As an example of ‘constitutive relations to capture small-scale processes,’ our HFTC paper discusses how we model a ‘proppant trapping’ process, where we hypothesize that proppant gets hung up on small-scale irregularities and trapped as it flows through the fracture. We discuss direct and indirect evidence for this mechanism. At this year’s HFTC, there’s a new paper (that I just read yesterday) that provides support for the ‘proppant trapping’ mechanism – “A Data Analytics Framework for Cored Fracture Imaging…” by Maity and Ciezobka (GT). They discuss results from the HFTS core-through study and how ‘local screenout’ is observed in the fractures, correlated with fracture roughness. This process in included in ResFrac modeling, and we consider it to be an important part of achieving part of achieving realistic results. We came up with this approach back in 2018, when ResFrac Corp was first getting started, based on conversations with engineers in QEP.

Our paper goes through several other topics, which I won’t recap here.
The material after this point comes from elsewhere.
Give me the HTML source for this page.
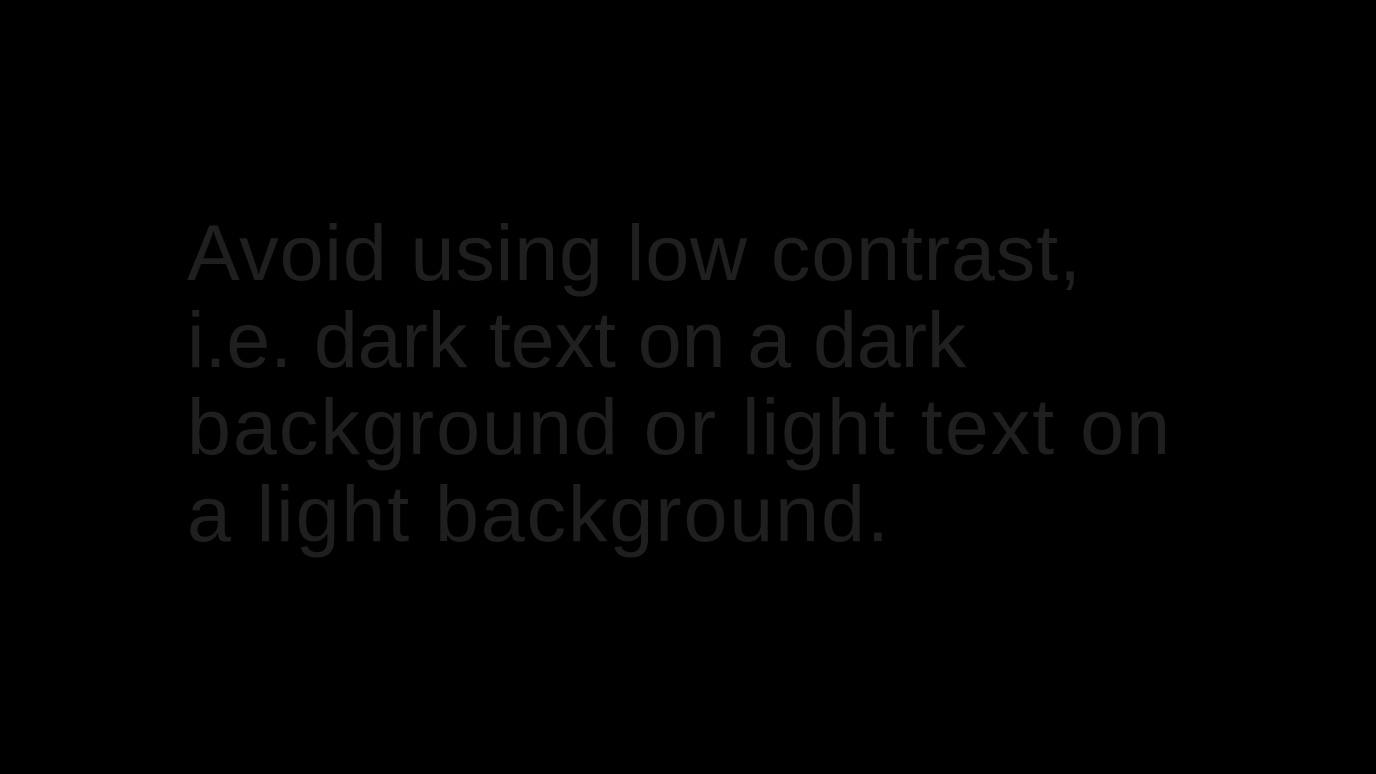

These topics are: fracture length and toughness, asymmetry, integration with RTA, impact of net pressure, ISIP trends along the wellbore, and the effect of low stress zones.

We are also coauthors on the paper “Case History of Drainage Mapping and Effective Fracture Length in the Bakken” by Cipolla, Litvak, et al. (Hess Corporation). Most of the work was done by the other authors. We contributed on the DFIT interpretation and by providing a supplementary modeling study using ResFrac, which was performed after most of this work had already been done. We will probably write a follow-up paper giving more detail on the ResFrac work.

It is a really cool, rather unusual dataset. They have a Bakken well that has been producing for ten years. As part of a field pilot, they drilled two vertical wells nearby, performed a series of DFITs, and hydraulically fractured one of them (with proppant and HVFR). The fracture treatment at one of the vertical wells hit the original horizontal. Simultaneously, they reinjected into the horizontal well. This scenario is well-suited for ResFrac because it involves reinjection/reopening of fractures at the original lateral, frac hits, poroelastic stress changes, and DFITs. Because ResFrac is a genuinely integrated fracture and reservoir simulator, it can model the entire history of all the wells, over many decades in a single, full-physics simulation. We watch how pressure and stress change during production, calibrate inputs such as Biot coefficient, describe the multiphase flow of the reinjection into the horizontal and the frac hit, and model how these changes impact the DFITs and the fracture treatments. Pretty cool stuff! The dataset provides a great testing ground and calibration for the ResFrac model.